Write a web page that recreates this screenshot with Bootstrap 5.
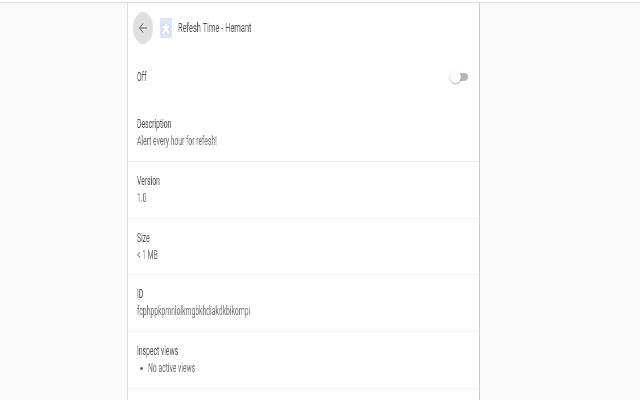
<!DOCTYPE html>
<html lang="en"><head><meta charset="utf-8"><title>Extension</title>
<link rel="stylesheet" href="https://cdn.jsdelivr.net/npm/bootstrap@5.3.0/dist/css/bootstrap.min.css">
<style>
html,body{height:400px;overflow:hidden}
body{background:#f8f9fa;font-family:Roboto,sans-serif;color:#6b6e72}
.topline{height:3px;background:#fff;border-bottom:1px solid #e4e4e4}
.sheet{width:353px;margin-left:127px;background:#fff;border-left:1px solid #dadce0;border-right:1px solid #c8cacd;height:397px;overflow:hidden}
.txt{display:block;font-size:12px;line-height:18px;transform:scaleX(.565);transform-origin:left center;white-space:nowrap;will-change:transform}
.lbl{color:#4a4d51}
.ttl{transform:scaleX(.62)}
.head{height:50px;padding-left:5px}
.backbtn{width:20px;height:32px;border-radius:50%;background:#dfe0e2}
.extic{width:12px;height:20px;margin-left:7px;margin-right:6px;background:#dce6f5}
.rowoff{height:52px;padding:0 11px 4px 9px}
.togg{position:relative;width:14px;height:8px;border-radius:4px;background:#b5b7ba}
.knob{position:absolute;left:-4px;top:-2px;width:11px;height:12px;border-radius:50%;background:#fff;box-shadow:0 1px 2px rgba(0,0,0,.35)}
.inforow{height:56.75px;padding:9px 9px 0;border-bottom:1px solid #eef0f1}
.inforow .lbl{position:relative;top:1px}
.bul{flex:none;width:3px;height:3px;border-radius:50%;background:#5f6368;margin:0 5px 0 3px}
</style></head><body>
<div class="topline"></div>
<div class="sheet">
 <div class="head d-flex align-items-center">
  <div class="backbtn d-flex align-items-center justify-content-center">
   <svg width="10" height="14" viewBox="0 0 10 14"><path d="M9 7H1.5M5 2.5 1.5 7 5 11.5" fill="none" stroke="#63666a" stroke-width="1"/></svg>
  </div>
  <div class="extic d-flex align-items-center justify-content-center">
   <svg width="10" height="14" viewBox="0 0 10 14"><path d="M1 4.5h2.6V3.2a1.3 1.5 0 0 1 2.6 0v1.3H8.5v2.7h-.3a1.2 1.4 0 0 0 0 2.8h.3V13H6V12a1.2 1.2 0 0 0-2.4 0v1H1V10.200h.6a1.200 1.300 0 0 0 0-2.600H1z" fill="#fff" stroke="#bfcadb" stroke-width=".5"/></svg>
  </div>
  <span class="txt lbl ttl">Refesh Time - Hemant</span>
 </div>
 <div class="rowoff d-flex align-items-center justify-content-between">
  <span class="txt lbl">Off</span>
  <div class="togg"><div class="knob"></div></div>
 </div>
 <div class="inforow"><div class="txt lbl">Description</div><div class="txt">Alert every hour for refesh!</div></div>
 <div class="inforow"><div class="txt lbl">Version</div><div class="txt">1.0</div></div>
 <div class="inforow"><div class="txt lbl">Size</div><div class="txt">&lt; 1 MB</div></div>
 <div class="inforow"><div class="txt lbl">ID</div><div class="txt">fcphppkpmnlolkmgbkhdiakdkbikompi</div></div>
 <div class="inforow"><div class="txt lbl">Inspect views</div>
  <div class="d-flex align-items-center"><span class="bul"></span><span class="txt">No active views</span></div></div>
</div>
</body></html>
------------------------------------------------
* **Job**
Please write out all the data again word for word, but not the pictures.

* **Response below**
Write a web page that recreates this screenshot with Bootstrap 5.
<!DOCTYPE html>
<html lang="en"><head><meta charset="utf-8"><title>Extension</title>
<link rel="stylesheet" href="https://cdn.jsdelivr.net/npm/bootstrap@5.3.0/dist/css/bootstrap.min.css">
<style>
html,body{height:400px;overflow:hidden}
body{background:#f8f9fa;font-family:Roboto,sans-serif;color:#6b6e72}
.topline{height:3px;background:#fff;border-bottom:1px solid #e4e4e4}
.sheet{width:353px;margin-left:127px;background:#fff;border-left:1px solid #dadce0;border-right:1px solid #c8cacd;height:397px;overflow:hidden}
.txt{display:block;font-size:12px;line-height:18px;transform:scaleX(.565);transform-origin:left center;white-space:nowrap;will-change:transform}
.lbl{color:#4a4d51}
.ttl{transform:scaleX(.62)}
.head{height:50px;padding-left:5px}
.backbtn{width:20px;height:32px;border-radius:50%;background:#dfe0e2}
.extic{width:12px;height:20px;margin-left:7px;margin-right:6px;background:#dce6f5}
.rowoff{height:52px;padding:0 11px 4px 9px}
.togg{position:relative;width:14px;height:8px;border-radius:4px;background:#b5b7ba}
.knob{position:absolute;left:-4px;top:-2px;width:11px;height:12px;border-radius:50%;background:#fff;box-shadow:0 1px 2px rgba(0,0,0,.35)}
.inforow{height:56.75px;padding:9px 9px 0;border-bottom:1px solid #eef0f1}
.inforow .lbl{position:relative;top:1px}
.bul{flex:none;width:3px;height:3px;border-radius:50%;background:#5f6368;margin:0 5px 0 3px}
</style></head><body>
<div class="topline"></div>
<div class="sheet">
 <div class="head d-flex align-items-center">
  <div class="backbtn d-flex align-items-center justify-content-center">
   <svg width="10" height="14" viewBox="0 0 10 14"><path d="M9 7H1.5M5 2.5 1.5 7 5 11.5" fill="none" stroke="#63666a" stroke-width="1"/></svg>
  </div>
  <div class="extic d-flex align-items-center justify-content-center">
   <svg width="10" height="14" viewBox="0 0 10 14"><path d="M1 4.5h2.6V3.2a1.3 1.5 0 0 1 2.6 0v1.3H8.5v2.7h-.3a1.2 1.4 0 0 0 0 2.8h.3V13H6V12a1.2 1.2 0 0 0-2.4 0v1H1V10.200h.6a1.200 1.300 0 0 0 0-2.600H1z" fill="#fff" stroke="#bfcadb" stroke-width=".5"/></svg>
  </div>
  <span class="txt lbl ttl">Refesh Time - Hemant</span>
 </div>
 <div class="rowoff d-flex align-items-center justify-content-between">
  <span class="txt lbl">Off</span>
  <div class="togg"><div class="knob"></div></div>
 </div>
 <div class="inforow"><div class="txt lbl">Description</div><div class="txt">Alert every hour for refesh!</div></div>
 <div class="inforow"><div class="txt lbl">Version</div><div class="txt">1.0</div></div>
 <div class="inforow"><div class="txt lbl">Size</div><div class="txt">&lt; 1 MB</div></div>
 <div class="inforow"><div class="txt lbl">ID</div><div class="txt">fcphppkpmnlolkmgbkhdiakdkbikompi</div></div>
 <div class="inforow"><div class="txt lbl">Inspect views</div>
  <div class="d-flex align-items-center"><span class="bul"></span><span class="txt">No active views</span></div></div>
</div>
</body></html>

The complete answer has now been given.